→ **Record extracts**:

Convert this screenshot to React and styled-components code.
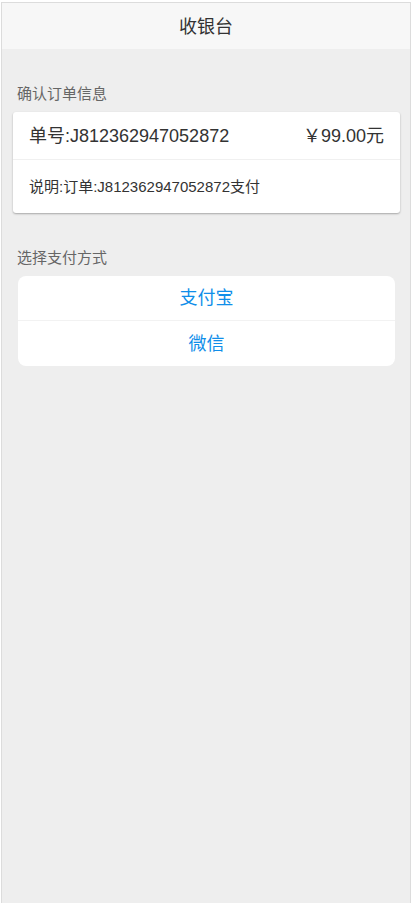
import React from "react";
import styled, { createGlobalStyle } from "styled-components";

const Global = createGlobalStyle`
  html, body { margin: 0; padding: 0; background: #fff; }
  body { font-family: "Liberation Sans", Arial, "Noto Sans CJK SC", sans-serif; }
  * { box-sizing: border-box; }
`;

const Frame = styled.div`
  margin: 2px 2px 0 1px;
  width: 410px;
  min-height: calc(100vh - 2px);
  border: 1px solid #dcdcdc;
  border-bottom: none;
  background: #eeeeee;
`;

const Header = styled.header`
  height: 46px;
  padding-bottom: 2px;
  background: #f7f7f7;
  display: flex;
  align-items: center;
  justify-content: center;
  font-size: 18px;
  color: #333;
`;

const SectionLabel = styled.div`
  padding: ${(p) => p.$top}px 15px 0 15px;
  margin-bottom: 8px;
  line-height: 20px;
  font-size: 15px;
  color: #666;
`;

const OrderCard = styled.div`
  margin: 0 10px 0 11px;
  background: #fff;
  border-radius: 3px;
  box-shadow: 0 1px 2px rgba(0, 0, 0, 0.3);
`;

const OrderRow = styled.div`
  height: 48px;
  padding: 0 16px 4px;
  display: flex;
  align-items: center;
  justify-content: space-between;
  font-size: 18px;
  color: #333;
  border-bottom: 1px solid #f0f0f0;
`;

const NoteRow = styled.div`
  height: 53px;
  padding: 0 16px 3px;
  display: flex;
  align-items: center;
  font-size: 15px;
  color: #333;
`;

const PayList = styled.div`
  margin: 0 15px 0 16px;
  background: #fff;
  border-radius: 8px;
  overflow: hidden;
`;

const PayOption = styled.div`
  height: ${(p) => (p.$first ? 44 : 46)}px;
  padding-bottom: 4px;
  display: flex;
  align-items: center;
  justify-content: center;
  font-size: 18px;
  color: #108ee9;
  cursor: pointer;
  border-top: ${(p) => (p.$first ? "none" : "1px solid #f2f2f2")};
`;

export default function App() {
  return (
    <>
      <Global />
      <Frame>
        <Header>收银台</Header>
        <SectionLabel $top={35}>确认订单信息</SectionLabel>
        <OrderCard>
          <OrderRow>
            <span>单号:J812362947052872</span>
            <span>￥99.00元</span>
          </OrderRow>
          <NoteRow>说明:订单:J812362947052872支付</NoteRow>
        </OrderCard>
        <SectionLabel $top={35}>选择支付方式</SectionLabel>
        <PayList>
          <PayOption $first>支付宝</PayOption>
          <PayOption>微信</PayOption>
        </PayList>
      </Frame>
    </>
  );
}
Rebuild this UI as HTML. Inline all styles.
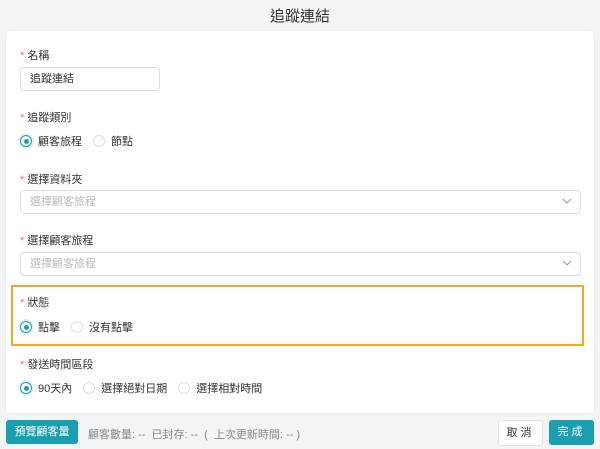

→ **The request**:
Reproduce the whole listing above word for word, but not its pictures.

→ **Output**:
Convert this screenshot to React and styled-components code.
import React from "react";
import styled, { createGlobalStyle } from "styled-components";

const Global = createGlobalStyle`
  html, body { margin: 0; padding: 0; background: #fff; }
  body { font-family: "Liberation Sans", Arial, "Noto Sans CJK SC", sans-serif; }
  * { box-sizing: border-box; }
`;

const Frame = styled.div`
  margin: 2px 2px 0 1px;
  width: 410px;
  min-height: calc(100vh - 2px);
  border: 1px solid #dcdcdc;
  border-bottom: none;
  background: #eeeeee;
`;

const Header = styled.header`
  height: 46px;
  padding-bottom: 2px;
  background: #f7f7f7;
  display: flex;
  align-items: center;
  justify-content: center;
  font-size: 18px;
  color: #333;
`;

const SectionLabel = styled.div`
  padding: ${(p) => p.$top}px 15px 0 15px;
  margin-bottom: 8px;
  line-height: 20px;
  font-size: 15px;
  color: #666;
`;

const OrderCard = styled.div`
  margin: 0 10px 0 11px;
  background: #fff;
  border-radius: 3px;
  box-shadow: 0 1px 2px rgba(0, 0, 0, 0.3);
`;

const OrderRow = styled.div`
  height: 48px;
  padding: 0 16px 4px;
  display: flex;
  align-items: center;
  justify-content: space-between;
  font-size: 18px;
  color: #333;
  border-bottom: 1px solid #f0f0f0;
`;

const NoteRow = styled.div`
  height: 53px;
  padding: 0 16px 3px;
  display: flex;
  align-items: center;
  font-size: 15px;
  color: #333;
`;

const PayList = styled.div`
  margin: 0 15px 0 16px;
  background: #fff;
  border-radius: 8px;
  overflow: hidden;
`;

const PayOption = styled.div`
  height: ${(p) => (p.$first ? 44 : 46)}px;
  padding-bottom: 4px;
  display: flex;
  align-items: center;
  justify-content: center;
  font-size: 18px;
  color: #108ee9;
  cursor: pointer;
  border-top: ${(p) => (p.$first ? "none" : "1px solid #f2f2f2")};
`;

export default function App() {
  return (
    <>
      <Global />
      <Frame>
        <Header>收银台</Header>
        <SectionLabel $top={35}>确认订单信息</SectionLabel>
        <OrderCard>
          <OrderRow>
            <span>单号:J812362947052872</span>
            <span>￥99.00元</span>
          </OrderRow>
          <NoteRow>说明:订单:J812362947052872支付</NoteRow>
        </OrderCard>
        <SectionLabel $top={35}>选择支付方式</SectionLabel>
        <PayList>
          <PayOption $first>支付宝</PayOption>
          <PayOption>微信</PayOption>
        </PayList>
      </Frame>
    </>
  );
}
Rebuild this UI as HTML. Inline all styles.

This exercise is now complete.